As far as halting your Rails app, don't try to process the files in the same Ruby process. Run a separate job that watches for the files and process them and store whatever you're looking for to be accessed as needed later. That way your server will continue to respond rather than lock up. I wouldn't do it in a thread, but would write a separate Ruby script that looks for incoming data, and if nothing is found, sleeps for some interval of time then looks again. Ruby's sleep method will help with that, or you could use the cron capability of your OS.
Let's say I have a large query (for the purposes of this exercise say it returns 1M records) in MongoDB, like:
users = Users.where(:last_name => 'Smith')
If I loop through this result, working with each member, with something like:
users.each do |user|
# Some manipulation to "user"
# Some calculation for "user"
...
# Saving "user"
end
I'll often get a Mongo cursor timeout (as the database cursor that is reserved exceeds the default timeout length). I know I can extend the cursor timeout, or even turn it off--but this isn't always the most efficient method. So, one way I get around this is to change the code to:
users = Users.where(:last_name => 'Smith')
user_array = []
users.each do |u|
user_array << u
end
THEN, I can loop through user_array (since it's a Ruby array), doing manipulations and calculations, without worrying about a MongoDB timeout.
This works fine, but there has to be a better way--does anyone have a suggestion?
If your result set is so large that it causes cursor timeouts, it's not a good idea to load it entirely to RAM.
A common approach is to process records in batches.
Get 1000 users (sorted by _id).
Process them.
Get another batch of 1000 users where _id is greater than _id of last processed user.
Repeat until done.
For a long running task, consider using rails runner.
runner runs Ruby code in the context of Rails non-interactively. For instance:
$ rails runner "Model.long_running_method"
For further details, see:
http://guides.rubyonrails.org/command_line.html
I need to build a huge XML file, about 1-50 MB. I thought that using builder would be effective enough and, well it is, somewhat. The problem is, after the program reaches its last line it doesn't end immediately, but Ruby is still doing something for several seconds, maybe garbage collection? After that the program finally ends.

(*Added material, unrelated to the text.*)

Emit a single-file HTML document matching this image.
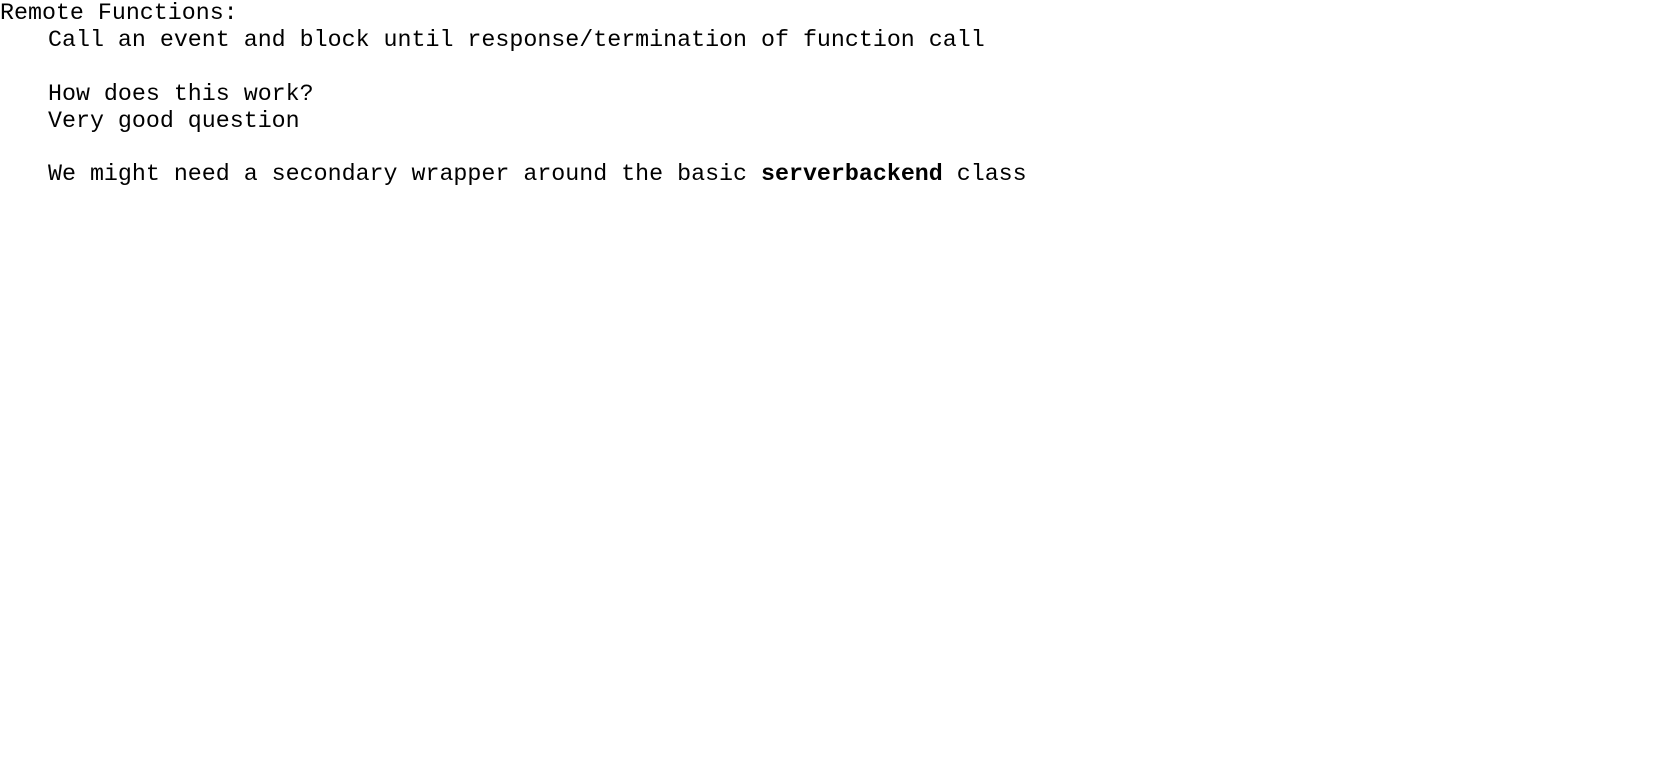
<!DOCTYPE html>
<html><head><style>
html,body{margin:0;padding:0;background:#fff;}
body{font-family:"Liberation Mono",monospace;font-size:23.3px;line-height:26.9px;color:#000;width:1674px;height:768px;overflow:hidden;}
.l{white-space:pre;height:26.9px;}
.i{padding-left:48px;}
</style></head><body>
<div class="l">Remote Functions:</div>
<div class="l i">Call an event and block until response/termination of function call</div>
<div class="l"></div>
<div class="l i">How does this work?</div>
<div class="l i">Very good question</div>
<div class="l"></div>
<div class="l i">We might need a secondary wrapper around the basic <b>serverbackend</b> class</div>
</body></html>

To give a real example, I am measured the time of building an XML file. It outputs 55 seconds (there is a database behind so it takes long) when the XML was built, but Ruby still processes for about 15 more seconds and the processor is going crazy.

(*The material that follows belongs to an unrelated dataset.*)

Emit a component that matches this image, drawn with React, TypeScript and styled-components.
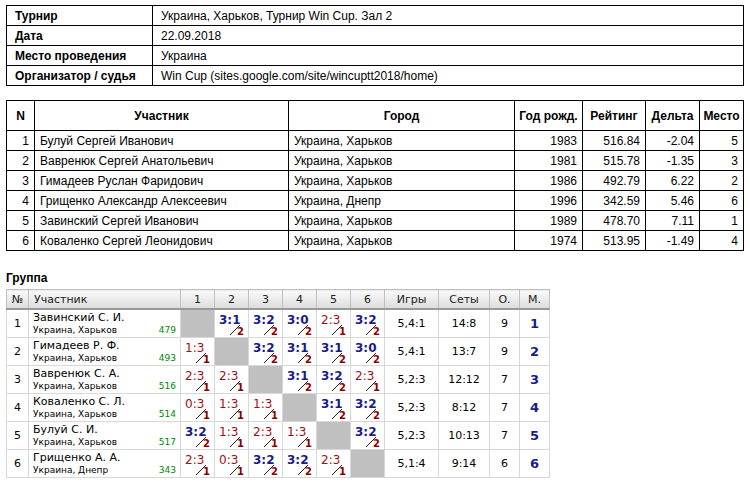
import React from 'react';
import styled, { createGlobalStyle } from 'styled-components';

const Global = createGlobalStyle`
  body { margin: 0; background: #fff; font-family: "Liberation Sans", Arial, sans-serif; font-size: 12px; color: #000; }
`;

const Page = styled.div`
  padding: 5px 6px;
  width: 738px;
`;

const Col = styled.col<{ $w?: number }>`
  width: ${({ $w }) => ($w ? `${$w}px` : 'auto')};
`;

const InfoTable = styled.table`
  border-collapse: collapse;
  width: 738px;
  td { border: 1px solid #000; height: 19px; padding: 0 8px; }
`;

const InfoKey = styled.td`
  font-weight: bold;
  width: 129px;
`;

const MainTable = styled.table`
  border-collapse: collapse;
  table-layout: fixed;
  width: 738px;
  margin-top: 14px;
  th { border: 1px solid #000; height: 29px; font-weight: bold; padding: 0 2px; white-space: nowrap; }
  td { border: 1px solid #000; height: 19px; padding: 0 5px; }
`;

const Cell = styled.td<{ $align?: string }>`
  text-align: ${({ $align }) => $align || 'left'};
`;

const Title = styled.div`
  font-weight: bold;
  margin: 20px 0 4px;
`;

const GroupTable = styled.table`
  border-collapse: collapse;
  table-layout: fixed;
  width: 544px;
  font-family: "DejaVu Sans", sans-serif;
  font-size: 11px;
  th {
    background: linear-gradient(#fafafa, #dcdcdc);
    border: 1px solid #c0c0c0;
    border-bottom: 2px solid #999;
    height: 18px;
    padding: 0;
    font-weight: normal;
    color: #222;
  }
  td { border: 1px solid #d8d8d8; height: 27px; padding: 0; text-align: center; }
`;

const NameHead = styled.th`
  text-align: left;
  padding-left: 5px !important;
`;

const Name = styled.td`
  text-align: left !important;
  padding: 0 4px !important;
`;

const NameTop = styled.div`
  font-size: 11px;
  line-height: 13px;
`;

const NameBottom = styled.div`
  display: flex;
  justify-content: space-between;
  font-size: 9px;
  line-height: 12px;
`;

const Rating = styled.span`
  color: #008800;
`;

const Grey = styled.td`
  background: #c0c0c0;
`;

const ScoreCell = styled.td`
  position: relative;
`;

const Score = styled.span<{ $win: boolean }>`
  position: absolute;
  left: 4px;
  top: 3px;
  font-size: 12px;
  color: ${({ $win }) => ($win ? '#1a1a8c' : '#a01010')};
  font-weight: ${({ $win }) => ($win ? 'bold' : 'normal')};
`;

const Pts = styled.span`
  position: absolute;
  right: 4px;
  bottom: 0;
  font-size: 10px;
  font-weight: bold;
  color: #8b0000;
`;

const SlashSvg = styled.svg`
  position: absolute;
  left: 0;
  top: 0;
`;

const Place = styled.td`
  color: #1a1a8c;
  font-weight: bold;
  font-size: 13px;
`;

const players = [
  ['1', 'Булуй Сергей Иванович', 'Украина, Харьков', '1983', '516.84', '-2.04', '5'],
  ['2', 'Вавренюк Сергей Анатольевич', 'Украина, Харьков', '1981', '515.78', '-1.35', '3'],
  ['3', 'Гимадеев Руслан Фаридович', 'Украина, Харьков', '1986', '492.79', '6.22', '2'],
  ['4', 'Грищенко Александр Алексеевич', 'Украина, Днепр', '1996', '342.59', '5.46', '6'],
  ['5', 'Завинский Сергей Иванович', 'Украина, Харьков', '1989', '478.70', '7.11', '1'],
  ['6', 'Коваленко Сергей Леонидович', 'Украина, Харьков', '1974', '513.95', '-1.49', '4'],
];

const group = [
  { n: 'Завинский С. И.', c: 'Украина, Харьков', r: '479', s: ['', '3:1', '3:2', '3:0', '2:3', '3:2'], g: '5,4:1', sets: '14:8', o: '9', m: '1' },
  { n: 'Гимадеев Р. Ф.', c: 'Украина, Харьков', r: '493', s: ['1:3', '', '3:2', '3:1', '3:1', '3:0'], g: '5,4:1', sets: '13:7', o: '9', m: '2' },
  { n: 'Вавренюк С. А.', c: 'Украина, Харьков', r: '516', s: ['2:3', '2:3', '', '3:1', '3:2', '2:3'], g: '5,2:3', sets: '12:12', o: '7', m: '3' },
  { n: 'Коваленко С. Л.', c: 'Украина, Харьков', r: '514', s: ['0:3', '1:3', '1:3', '', '3:1', '3:2'], g: '5,2:3', sets: '8:12', o: '7', m: '4' },
  { n: 'Булуй С. И.', c: 'Украина, Харьков', r: '517', s: ['3:2', '1:3', '2:3', '1:3', '', '3:2'], g: '5,2:3', sets: '10:13', o: '7', m: '5' },
  { n: 'Грищенко А. А.', c: 'Украина, Днепр', r: '343', s: ['2:3', '0:3', '3:2', '3:2', '2:3', ''], g: '5,1:4', sets: '9:14', o: '6', m: '6' },
];

const Slash = () => (
  <SlashSvg width="34" height="28">
    <line x1="15" y1="25" x2="25" y2="15" stroke="#222" strokeWidth="1" />
  </SlashSvg>
);

export default function App() {
  return (
    <Page>
      <Global />
      <InfoTable>
        <tbody>
          <tr><InfoKey>Турнир</InfoKey><td>Украина, Харьков, Турнир Win Cup. Зал 2</td></tr>
          <tr><InfoKey>Дата</InfoKey><td>22.09.2018</td></tr>
          <tr><InfoKey>Место проведения</InfoKey><td>Украина</td></tr>
          <tr><InfoKey>Организатор / судья</InfoKey><td>Win Cup (sites.google.com/site/wincuptt2018/home)</td></tr>
        </tbody>
      </InfoTable>
      <MainTable>
        <colgroup>
          <Col $w={28} /><Col $w={254} /><Col $w={226} /><Col $w={68} /><Col $w={63} /><Col $w={54} /><Col />
        </colgroup>
        <thead>
          <tr>
            <th>N</th><th>Участник</th><th>Город</th><th>Год рожд.</th><th>Рейтинг</th><th>Дельта</th><th>Место</th>
          </tr>
        </thead>
        <tbody>
          {players.map((p) => (
            <tr key={p[0]}>
              <Cell $align="right">{p[0]}</Cell>
              <Cell>{p[1]}</Cell>
              <Cell>{p[2]}</Cell>
              <Cell $align="right">{p[3]}</Cell>
              <Cell $align="right">{p[4]}</Cell>
              <Cell $align="right">{p[5]}</Cell>
              <Cell $align="right">{p[6]}</Cell>
            </tr>
          ))}
        </tbody>
      </MainTable>
      <Title>Группа</Title>
      <GroupTable>
        <colgroup>
          <Col $w={22} /><Col $w={152} />
          {[1, 2, 3, 4, 5, 6].map((i) => <Col key={i} $w={34} />)}
          <Col $w={54} /><Col $w={51} /><Col $w={30} /><Col />
        </colgroup>
        <thead>
          <tr>
            <th>№</th>
            <NameHead>Участник</NameHead>
            {[1, 2, 3, 4, 5, 6].map((i) => <th key={i}>{i}</th>)}
            <th>Игры</th><th>Сеты</th><th>О.</th><th>М.</th>
          </tr>
        </thead>
        <tbody>
          {group.map((g, i) => (
            <tr key={i}>
              <td>{i + 1}</td>
              <Name>
                <NameTop>{g.n}</NameTop>
                <NameBottom><span>{g.c}</span><Rating>{g.r}</Rating></NameBottom>
              </Name>
              {g.s.map((s, j) => {
                if (!s) return <Grey key={j} />;
                const win = s.startsWith('3');
                return (
                  <ScoreCell key={j}>
                    <Score $win={win}>{s}</Score>
                    <Slash />
                    <Pts>{win ? 2 : 1}</Pts>
                  </ScoreCell>
                );
              })}
              <td>{g.g}</td>
              <td>{g.sets}</td>
              <td>{g.o}</td>
              <Place>{g.m}</Place>
            </tr>
          ))}
        </tbody>
      </GroupTable>
    </Page>
  );
}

The pseudo/real code is as follows:
...
builder = Nokogiri::XML::Builder.with(doc) do |xml|
build_node(xml)
end
...
def build_node(xml)
...
xml["#{namespace}"] if namespace
xml.send("#{elem_name}", attrs_hash) do |elem_xml|
...
if has_children
if type
case type
when XML::TextContent::PLAIN
elem_xml.text text_content
when XML::TextContent::COMMENT
elem_xml.comment text_content
when XML::TextContent::CDATA
elem_xml.cdata text_content
end
else
build_node(elem_xml)
end
end
end
end
Note that I was using a different approach using my own structure of classes, and the speed of the build was the same, but at the last line the program normally ended, but now I am forced to use Nokogiri so I have to find a solution.
What I can do to avoid that X seconds long overhead after the XML is built? Is it even possible?
UPDATE:
Thanks to a suggestion from Adiel Mittmann, during the creation of my minimal working example I was able to locate the problem. I now have a small (well not that small) example demonstrating the problem.
The following code is causing the problem:
xml.send("#{elem_name}_") do |elem_xml|
...
elem_xml.text text_content #This line is the problem
...
end
So the line executes the following code based on Nokogiri's documentation:
def create_text_node string, &block
Nokogiri::XML::Text.new string.to_s, self, &block
end
Text node creation code gets executed then. So, what exactly is happening here?
UPDATE 2:
After some other tries, the problem can be easily reproduced by:
builder = Nokogiri::XML::Builder.new do |xml|
0.upto(81900) do
xml.text "test"
end
end
puts "End"
So is it really Nokogiri itself? Is there any option for me?
Your example also takes a long time to execute here. And you were right: it's the garbage collector that's taking so long to execute. Try this:
require 'nokogiri'
class A
def a
builder = Nokogiri::XML::Builder.new do |xml|
0.upto(81900) do
xml.text "test"
end
end
end
end
A.new.a
puts "End1"
GC.start
puts "End2"
Here, the delay happens between "End1" and "End2". After "End2" is printed, the program closes immediately.
Notice that I created an object to demonstrate it. Otherwise, the data generated by the builder can only be garbage collected when the program finishes.
As for the best way to do what you're trying to accomplish, I suggest you ask another question giving details of what exactly you're trying to do with the XML files.
Try using the Ruby built-in (sic) Builder. I use it to generate large XML files as well, and it has such an small footprint.